All of the evidence detailed herein makes this case one for jury determination as to whether or not the coal in question was sold with or without express or implied warranty. The jury having found for the plaintiff that under the evidence there was no express or implied warranty and having been properly instructed, we find no reversible error in the disposition of this case by the trial court.

It is contended by the defendant that instruction number 2 of the plaintiff, which was the only instruction given in behalf of the plaintiff and which was amended by the court, is reversible error. It is contended that it is a binding instruction, but this is not correct.

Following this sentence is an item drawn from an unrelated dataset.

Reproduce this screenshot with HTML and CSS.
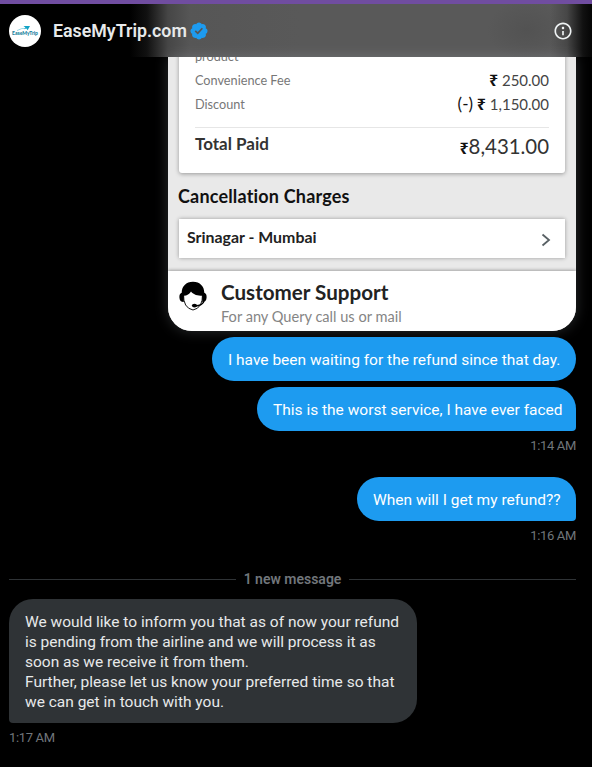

It states instead that the jury may find for the plaintiff, which makes it a permissive instruction and allows the jury to find under the evidence whether there were express or implied warranties that would prohibit the plaintiff from recovery if breached. Walker v. Robertson, 141 W. Va. 563, 91 S.E.2d 468; Davis v. Fire Creek Fuel Co., 144 W.Va. 537, 109 S.E.2d 144. Although this instruction did not define in detail the elements of express and implied warranties, the instructions of defendant that were given did instruct the jury with regard to the details of implied and express warranties and what each consisted of and fully supplemented instruction number 2 of the plaintiff in connection with this matter. Hesson v. Penn Furniture Co., 70 W.Va. 141, 73 S.E. 302; Lawrence v. Nelson, 145 W.Va. 134, 147, 113 S.E.2d 241. We find no error in the instructions given to the jury and its disposition of the case.

For the reasons stated herein the judgment of the Circuit Court of Preston County is affirmed.